Atria's strategy is to own the buildings it operates, figuring property in good locations will appreciate in the long run, says Moore. "We like to own property in traditionally strong real estate markets."

The company has more than 14,000 units, mostly located in metro areas with high barriers to entry, including a limited availability of land and operating licenses.

Atria took over the management of the Sterling Glen portfolio of 11 buildings in August 2007. Atria has purchased several of the Sterling Glen buildings since then, including the Rye Brook facility, which has been renamed Atria Rye Brook.

Atria has several other building purchases in the works.

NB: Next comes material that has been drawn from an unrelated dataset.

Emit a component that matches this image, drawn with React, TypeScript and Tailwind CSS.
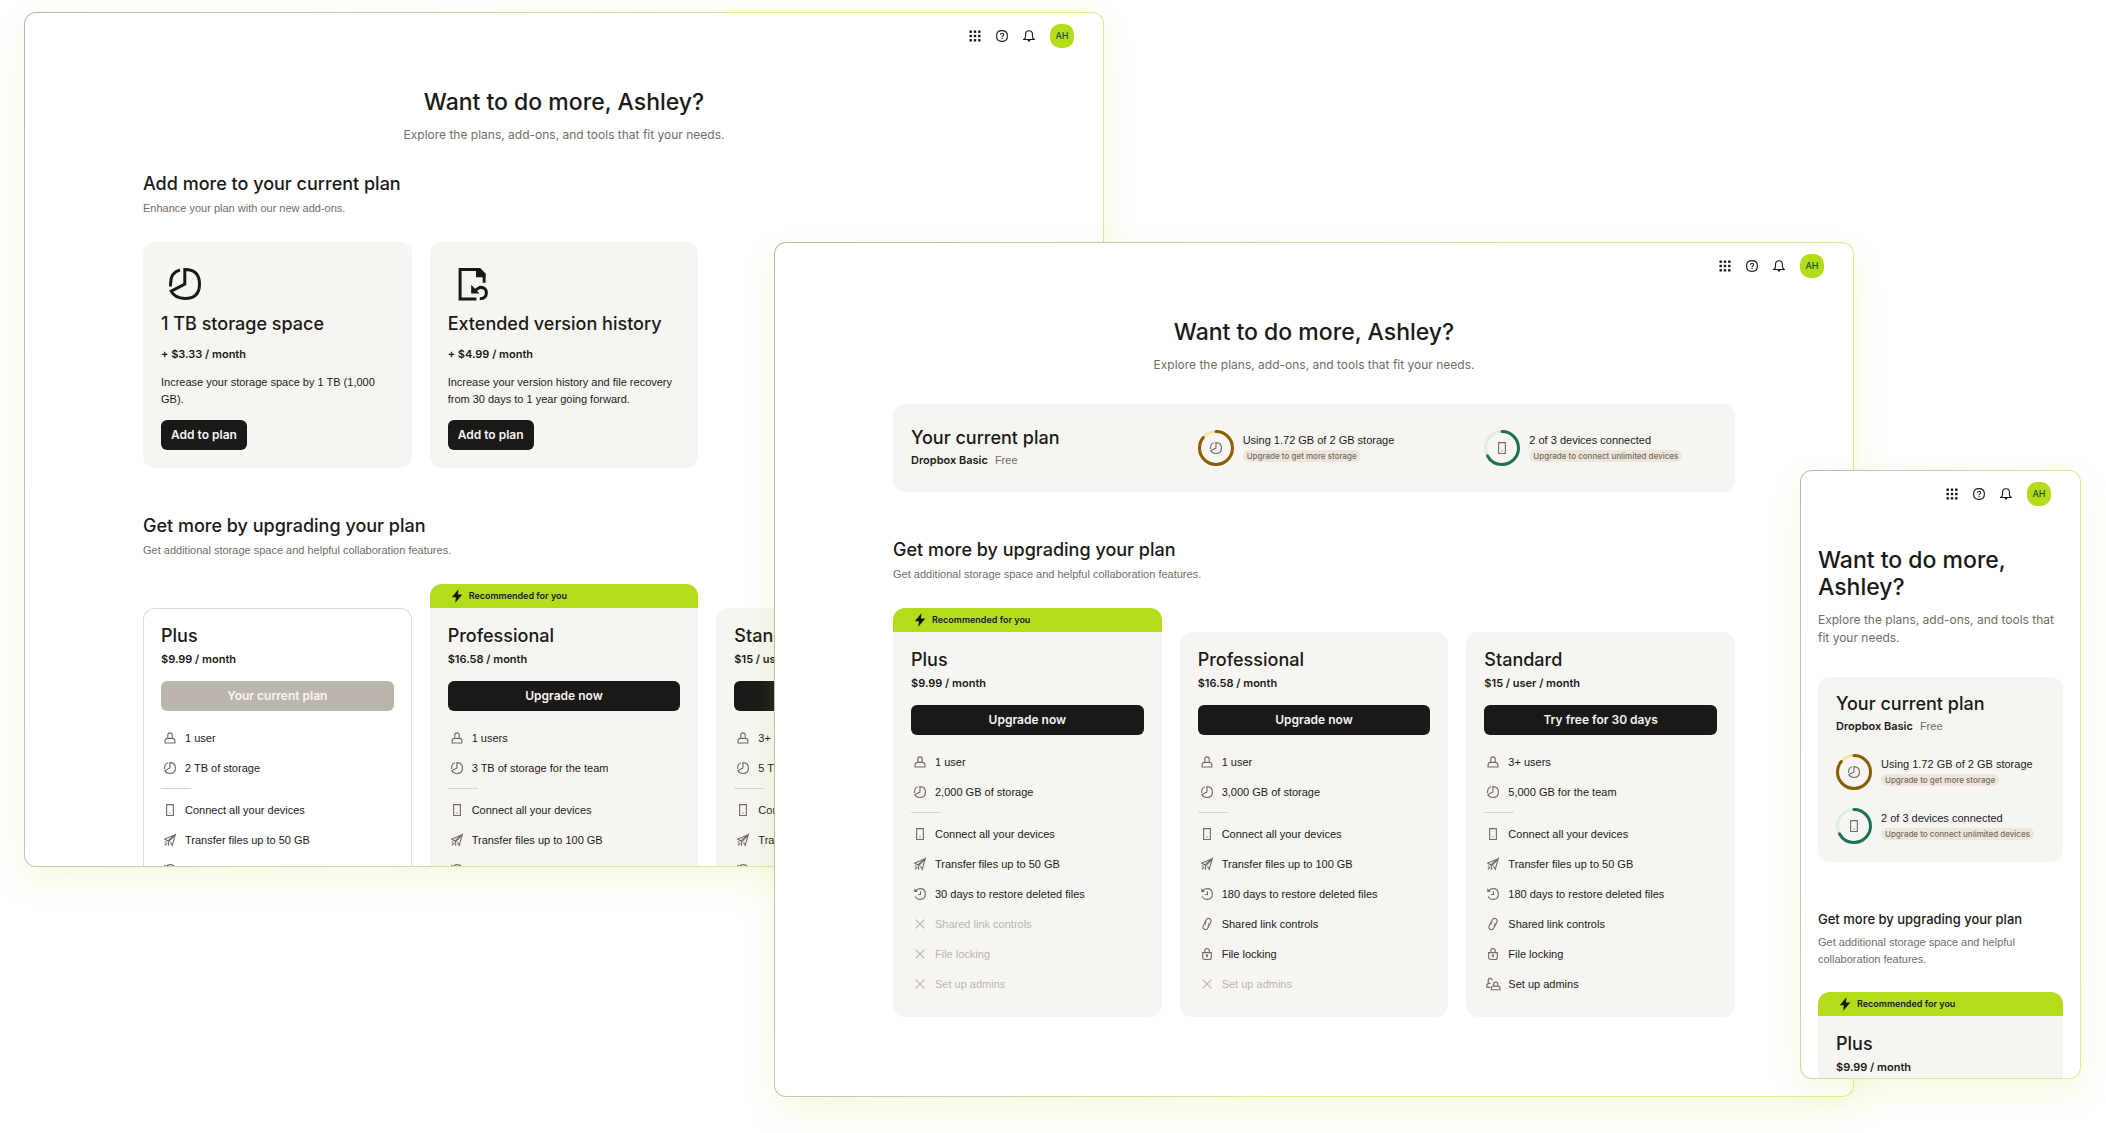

Rents at Atria communities average about $4,000 a month. Occupancies currently average in the mid-80s percentile, a decline from the 2007 peak of the high 80s.

"We're doing OK," says Moore. "Overall, we grew NOI (net operating income) a little last year." But, he adds, "The world is one in which you need to be very cautious."

For now, the focus is on strengthening the company's balance sheet. Atria has refinanced about $200 million in debt over the last several years. The next mortgage debt maturity isn't until 2012, says Moore. But he expects to continue to refinance more properties this year. "We want to keep pushing out those maturities."

Atria has several renovations under way. Atria Briarcliff Manor in Briarcliff Manor, N.Y., just underwent a renovation of between $5 million and $7 million. A renovation is nearly complete at Atria Las Posas in Camarillo, Calif. Another renovation will soon get under way at Atria Golden Creek in Irvine, Calif.

"It's important to keep investing in communities," says Moore. "We try to run a high-quality business." When times are tough, he explains, operators can be tempted to cut rents, move a lot of people in, and then cut expenses. "In a business where you are caring for frail seniors, that can end badly."

On a brighter note, Moore says, the assisted living market is coming back to life after grinding to a halt last fall. He doesn't blame the poor housing market for the drop in occupancies. Instead, he thinks consumers were afraid to make any kind of commitment after the September stock market crash.

But now traffic at Atria buildings is picking up. January move-ins were strong, and March looks good too. Moore says, "We're feeling more optimism about the business than we have in a long time."